A new study released today by the Private Equity Council is offering the incoming Obama administration and new Congress an outline to improve the U.S.’s failing productivity by making the country and its workforce more competitive with other countries.

The study was authored by Martin Baily, chairman of the White House Council of Economic Advisers (CEA) during the second Clinton administration, and Matthew Slaughter, associate dean and professor of international economics at the Tuck School of Business at Dartmouth College and a CEA member during the second George W. Bush administration.

According to the “Strengthening U.S. Competitiveness in the Global Economy” study, the U.S. has experienced a significant decline in productivity since 2002, which was recently exacerbated by the financial crisis and economic recession. As a solution, Baily and Slaughter identified trade, education, public infrastructure, and fiscal policy, as key areas lawmakers can address to reverse the decline.

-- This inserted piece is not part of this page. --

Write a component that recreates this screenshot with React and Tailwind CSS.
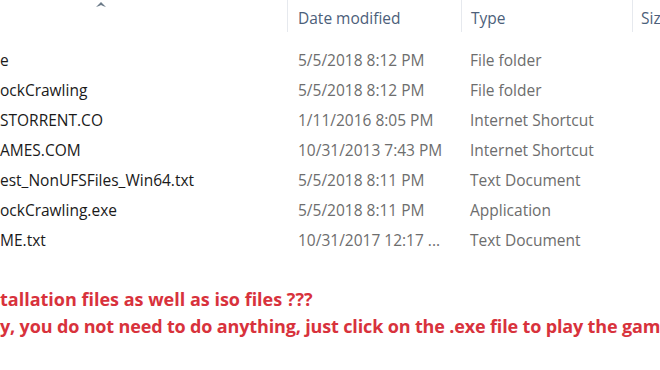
import React from 'react';

const rows = [
  { name: 'e', date: '5/5/2018 8:12 PM', type: 'File folder' },
  { name: 'ockCrawling', date: '5/5/2018 8:12 PM', type: 'File folder' },
  { name: 'STORRENT.CO', date: '1/11/2016 8:05 PM', type: 'Internet Shortcut' },
  { name: 'AMES.COM', date: '10/31/2013 7:43 PM', type: 'Internet Shortcut' },
  { name: 'est_NonUFSFiles_Win64.txt', date: '5/5/2018 8:11 PM', type: 'Text Document' },
  { name: 'ockCrawling.exe', date: '5/5/2018 8:11 PM', type: 'Application' },
  { name: 'ME.txt', date: '10/31/2017 12:17 ...', type: 'Text Document' },
];

const font = { fontFamily: '"Open Sans", "Noto Sans", sans-serif' };

export default function App() {
  return (
    <div className="w-[660px] h-[370px] bg-white overflow-hidden relative" style={font}>
      {/* header */}
      <div className="flex h-[36px] text-[15.5px] text-[#4c607a]">
        <div className="w-[287px] shrink-0 relative">
          <svg width="10" height="6" viewBox="0 0 10 6" className="absolute left-[96px] top-[1px]">
            <path d="M0 6 L5 1 L10 6 L7 5 L5 4 L3 5 Z" fill="#6b7a88" />
          </svg>
        </div>
        <div className="w-[174px] shrink-0 border-l border-[#e6e9ee] pl-[10px] pt-[7px] h-[32px]">Date modified</div>
        <div className="w-[171px] shrink-0 border-l border-[#e6e9ee] pl-[9px] pt-[7px] h-[32px]">Type</div>
        <div className="flex-1 min-w-0 border-l border-[#e6e9ee] pl-[8px] pt-[7px] h-[32px] whitespace-nowrap">Size</div>
      </div>

      {/* rows */}
      <div className="flex flex-col pt-[10px] text-[15.5px]">
        {rows.map((r) => (
          <div key={r.name} className="flex h-[30px] items-center whitespace-nowrap">
            <div className="w-[288px] shrink-0 text-[#1a1a1a]">{r.name}</div>
            <div className="w-[172px] shrink-0 pl-[10px] text-[#6d6d6d]">{r.date}</div>
            <div className="flex-1 min-w-0 pl-[10px] text-[#6d6d6d]">{r.type}</div>
          </div>
        ))}
      </div>

      {/* red note */}
      <div className="mt-[30px] text-[18px] font-bold text-[#d8323c] leading-[27px] whitespace-nowrap">
        <div>tallation files as well as iso files ???</div>
        <div className="tracking-[-0.15px]">y, you do not need to do anything, just click on the .exe file to play the game</div>
      </div>
    </div>
  );
}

“By taking steps today to improve upon our existing economic strengths, we will not only weather the current financial storm but also lay the groundwork for countering the competitive threats that, left unaddressed, will harm our economy,” Slaughter says.

Workforce suggestions for the new administration include wage-loss insurance for workers 45 and older; continued health insurance coverage while workers remain eligible for unemployment insurance; expanded federal training programs; and expanded tax preferences to encourage skills acquisition.

“We regard current U.S. labor-market programs as well intentioned but, because of their design, inadequate to cope with widening labor-market pressures,” the study reports. “As such, they do not adequately support on-the-job development and retention of skills for the American worker.”

In addition, the authors suggest offering high school students incentives—including financial ones—for graduating and providing them with adult role models.

In terms of trade, the study urges continued liberalization of international trade and investment while also encouraging effective regulation of the financial sector.

Baily and Slaughter also emphasized the need for a bipartisan presidential commission to figure out how to efficiently collect tax revenue and achieve a balanced budget.